Our Coxless NHS
In June 2021, NHS England numbered 1.2 million staff. When Amanda Pritchard was appointed in August, was that number reporting to her? Wrong. In April 2022, it was just 9,794. Of course GPs are independent contractors and more than a million people work in the 240 acute, ambulance, community and mental health trusts and foundation trusts which are, nominally, independent.
The current Health Secretary, Steve Barclay, has 55% more NHS England staff (15,171) reporting to him than the CEO does. And all these 24,966 staff work for non-governmental public bodies which are, supposedly, independent of government and therefore reporting to neither the Health Secretary nor the CEO.
The present government is different because the Chancellor of the Exchequer, Jeremy Hunt, was Health Secretary from 2012 to 2018 and thereafter Chair of the Health and Social Care Select Committee. He is under the impression he knows more about steering NHS England than Pritchard or Barclay. Be that as it may, he has now appointed Patricia Hewitt, Labour Health Secretary from 2005 to 2007, to conduct an independent review of integrated care systems.
Does NHS England now have four coxes or none?
Her terms of reference came out on 6th December, and she should recommend, this month,
“how to empower local leaders to focus on improving outcomes for their populations, giving them greater control while making them more accountable for performance and spending
the scope and options for a significantly smaller number of national targets for which NHS ICBs [integrated care boards] should be both held accountable for and supported to improve by NHS England and other national bodies, alongside local priorities reflecting the particular needs of communities
show the role of the Care Quality Commission (CQC) can be enhanced in system oversight”
Behind this lies, in essence, the bureaucrats long demand that the NHS should take over social care from local authorities. To muddy the water, the terms of reference lay down that local bureaucrats should have more control whilst simultaneously being more accountable and having to report “with a particular focus on real time data shared digitally with the Department of Health and Social Care.” It is not at all surprising that this job should have been given to a Labour ex-politician.

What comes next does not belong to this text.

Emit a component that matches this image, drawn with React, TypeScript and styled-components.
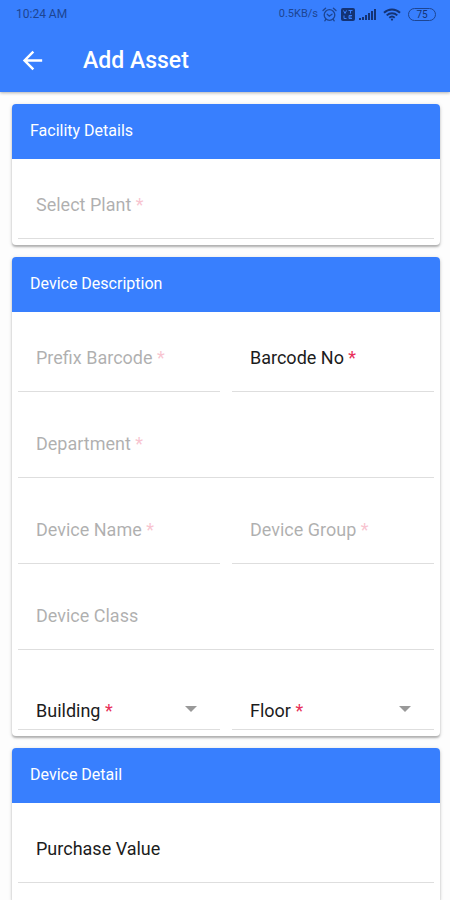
import React, { useId } from "react";
import styled, { createGlobalStyle } from "styled-components";

const GlobalStyle = createGlobalStyle`
  * { box-sizing: border-box; }
  body {
    margin: 0;
    background: #fdfdfd;
    font-family: Roboto, "Liberation Sans", sans-serif;
  }
`;

const Page = styled.div`
  display: flex;
  flex-direction: column;
  min-height: 100vh;
`;

const TopBar = styled.header`
  background: #387ffe;
  box-shadow: 0 1px 3px rgba(0, 0, 0, 0.3);
`;

const StatusBar = styled.div`
  display: flex;
  align-items: center;
  justify-content: space-between;
  height: 28px;
  padding: 0 14px 0 16px;
  color: #1d4592;
  font-size: 12px;
  line-height: 16px;
`;

const StatusGroup = styled.div`
  display: flex;
  align-items: center;
  gap: 4px;
`;

const Speed = styled.span`
  font-size: 11px;
`;

const IconGroup = styled.div`
  display: flex;
  align-items: center;
  gap: 4px;
  margin-right: 3px;
`;

const Toolbar = styled.div`
  display: flex;
  align-items: center;
  gap: 36px;
  height: 64px;
  padding: 0 18px;
`;

const BackButton = styled.button`
  display: flex;
  padding: 0;
  border: 0;
  background: none;
  color: #fff;
  cursor: pointer;
`;

const Title = styled.h1`
  margin: 0;
  padding-top: 2px;
  color: #fff;
  font-size: 23px;
  font-weight: 500;
  line-height: 32px;
`;

const Content = styled.main`
  display: flex;
  flex: 1;
  flex-direction: column;
  gap: 12px;
  padding: 12px 10px 0 12px;
`;

const Card = styled.section<{ $fill?: boolean }>`
  flex: ${(p) => (p.$fill ? "1" : "none")};
  overflow: hidden;
  border-radius: ${(p) => (p.$fill ? "4px 4px 0 0" : "4px")};
  background: #fff;
  box-shadow: 0 2px 2px rgba(0, 0, 0, 0.24), 0 1px 4px rgba(0, 0, 0, 0.14);
`;

const CardTitle = styled.h2`
  margin: 0;
  padding: 15px 18px 16px;
  background: #387ffe;
  color: #fff;
  font-size: 16px;
  font-weight: 400;
  line-height: 24px;
`;

const Fields = styled.div`
  display: grid;
  grid-template-columns: 1fr 1fr;
  gap: 6px 12px;
  padding: 0 6px 6px;
`;

const FieldBox = styled.div<{ $wide?: boolean; $compact?: boolean }>`
  display: grid;
  grid-column: ${(p) => (p.$wide ? "1 / -1" : "auto")};
  align-items: center;
  min-width: 0;
  height: ${(p) => (p.$compact ? "74px" : "80px")};
  padding: ${(p) => (p.$compact ? "36px 18px 0" : "12px 18px 0")};
  border-bottom: 1px solid #dedede;
`;

const FieldLabel = styled.label<{ $muted?: boolean }>`
  grid-area: 1 / 1;
  color: #1c1c1c;
  font-size: 18px;
  line-height: 24px;
  opacity: ${(p) => (p.$muted ? 0.35 : 1)};
  pointer-events: none;
`;

const Required = styled.span<{ $muted?: boolean }>`
  color: #e8305a;
  opacity: ${(p) => (p.$muted ? 0.8 : 1)};
`;

const TextInput = styled.input`
  grid-area: 1 / 1;
  width: 100%;
  height: 32px;
  padding: 0;
  border: 0;
  outline: 0;
  background: transparent;
  font: inherit;
`;

const SelectInput = styled.select`
  grid-area: 1 / 1;
  width: 100%;
  height: 32px;
  padding: 0;
  border: 0;
  outline: 0;
  appearance: none;
  background: transparent;
  font: inherit;
`;

const Caret = styled.svg`
  grid-area: 1 / 1;
  align-self: start;
  justify-self: end;
  margin: 14px 5px 0 0;
  pointer-events: none;
`;

type FieldProps = {
  label: string;
  required?: boolean;
  disabled?: boolean;
  wide?: boolean;
  select?: boolean;
};

function Field({ label, required, disabled, wide, select }: FieldProps) {
  const id = useId();
  return (
    <FieldBox $wide={wide} $compact={select}>
      {select ? (
        <SelectInput id={id} required={required} defaultValue="">
          <option value="" />
        </SelectInput>
      ) : (
        <TextInput id={id} type="text" required={required} disabled={disabled} />
      )}
      <FieldLabel htmlFor={id} $muted={disabled}>
        {label}
        {required && <Required $muted={disabled}> *</Required>}
      </FieldLabel>
      {select && (
        <Caret width="12" height="6" viewBox="0 0 12 6" aria-hidden="true">
          <path d="M0 0h12L6 6z" fill="#999" />
        </Caret>
      )}
    </FieldBox>
  );
}

const AlarmIcon = () => (
  <svg width="15" height="15" viewBox="0 0 15 15" fill="none" stroke="currentColor" strokeWidth="1.3" strokeLinecap="round">
    <circle cx="7.5" cy="8" r="5.3" />
    <path d="M1 3.6 3.6 1.2M14 3.6 11.4 1.2M5.2 7.2 7.3 9.2 10 7.2M3.8 12.4 2.8 13.8M11.2 12.4l1 1.4" />
  </svg>
);

const VolteIcon = () => (
  <svg width="14" height="13" viewBox="0 0 14 13">
    <rect width="14" height="13" rx="2" fill="#143374" />
    <path d="M2.5 2.5 4 5.5 5.5 2.5M7.5 2.5h4M9.5 2.5v3M3 7.5v3h2.5M11 7.5H8v3h3M8 9h2.5" fill="none" stroke="#387ffe" />
  </svg>
);

const SignalIcon = () => (
  <svg width="17" height="13" viewBox="0 0 17 13" fill="#143374">
    <rect x="0" y="10" width="2" height="2" />
    <rect x="3" y="9" width="2" height="3" />
    <rect x="6" y="7" width="2" height="5" />
    <rect x="9" y="5" width="2" height="7" />
    <rect x="12" y="3" width="2" height="9" />
    <rect x="15" y="1" width="2" height="11" />
  </svg>
);

const WifiIcon = () => (
  <svg width="18" height="13" viewBox="0 0 18 13" fill="none" stroke="#143374" strokeWidth="1.9">
    <path d="M1 4.8a11.5 11.5 0 0 1 16 0M3.7 7.4a7.6 7.6 0 0 1 10.6 0M6.3 9.8a4 4 0 0 1 5.4 0" />
    <circle cx="9" cy="11.6" r="1.1" fill="#143374" stroke="none" />
  </svg>
);

const Battery = styled.span`
  display: flex;
  align-items: center;
  justify-content: center;
  width: 28px;
  height: 13px;
  margin-left: 3px;
  border: 1px solid #1d4592;
  border-radius: 7px;
  color: #143374;
  font-size: 10px;
  line-height: 11px;
`;

export default function App() {
  return (
    <>
      <GlobalStyle />
      <Page>
        <TopBar>
          <StatusBar>
            <span>10:24 AM</span>
            <StatusGroup>
              <IconGroup>
                <Speed>0.5KB/s</Speed>
                <AlarmIcon />
                <VolteIcon />
                <SignalIcon />
              </IconGroup>
              <WifiIcon />
              <Battery>75</Battery>
            </StatusGroup>
          </StatusBar>
          <Toolbar>
            <BackButton type="button" aria-label="Back">
              <svg width="29" height="29" viewBox="0 0 24 24" fill="currentColor">
                <path d="M20 11H7.83l5.59-5.59L12 4l-8 8 8 8 1.41-1.41L7.83 13H20v-2z" />
              </svg>
            </BackButton>
            <Title>Add Asset</Title>
          </Toolbar>
        </TopBar>
        <Content>
          <Card>
            <CardTitle>Facility Details</CardTitle>
            <Fields>
              <Field label="Select Plant" required disabled wide />
            </Fields>
          </Card>
          <Card>
            <CardTitle>Device Description</CardTitle>
            <Fields>
              <Field label="Prefix Barcode" required disabled />
              <Field label="Barcode No" required />
              <Field label="Department" required disabled wide />
              <Field label="Device Name" required disabled />
              <Field label="Device Group" required disabled />
              <Field label="Device Class" disabled wide />
              <Field label="Building" required select />
              <Field label="Floor" required select />
            </Fields>
          </Card>
          <Card $fill>
            <CardTitle>Device Detail</CardTitle>
            <Fields>
              <Field label="Purchase Value" wide />
            </Fields>
          </Card>
        </Content>
      </Page>
    </>
  );
}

NHS England is already far too big and merging it with social services will help neither. Of course, they need to liaise but the way to do it is to have the NHS focus on treatment and cure leaving care to local authorities. Of the £1.2 million NHS England staff in June 2021, the people patients actually want to see, namely doctors and nurses, make up less than 40% of the headcount. Technicians and (some) managers are needed too but focus on its original role, rather than expanding it, would enhance value for money.
The experiments thus far with integrated care have not been analysed. The only good thing that has emerged so far from integrated care systems (ICS) is alignment of local authority/NHS local borders. That must help liaison. Shifting authority from the centre and middle management to the front line would also help, as it did with Covid. Pharmacies should be allowed licence on prescribing to relieve GP practices. These terms of reference are otherwise bound to increase costs and bureaucracy and, worse, distract over-worked GPs from treating their patients. GPs need less bureaucracy, form-filling and interference from NHS management and the DHSC, not more.
Instead, with no clue as to whether ICS improves matters, this NHS coxless four are steering straight for the rocks of worse service, greater costs, more deaths and longer waiting lists.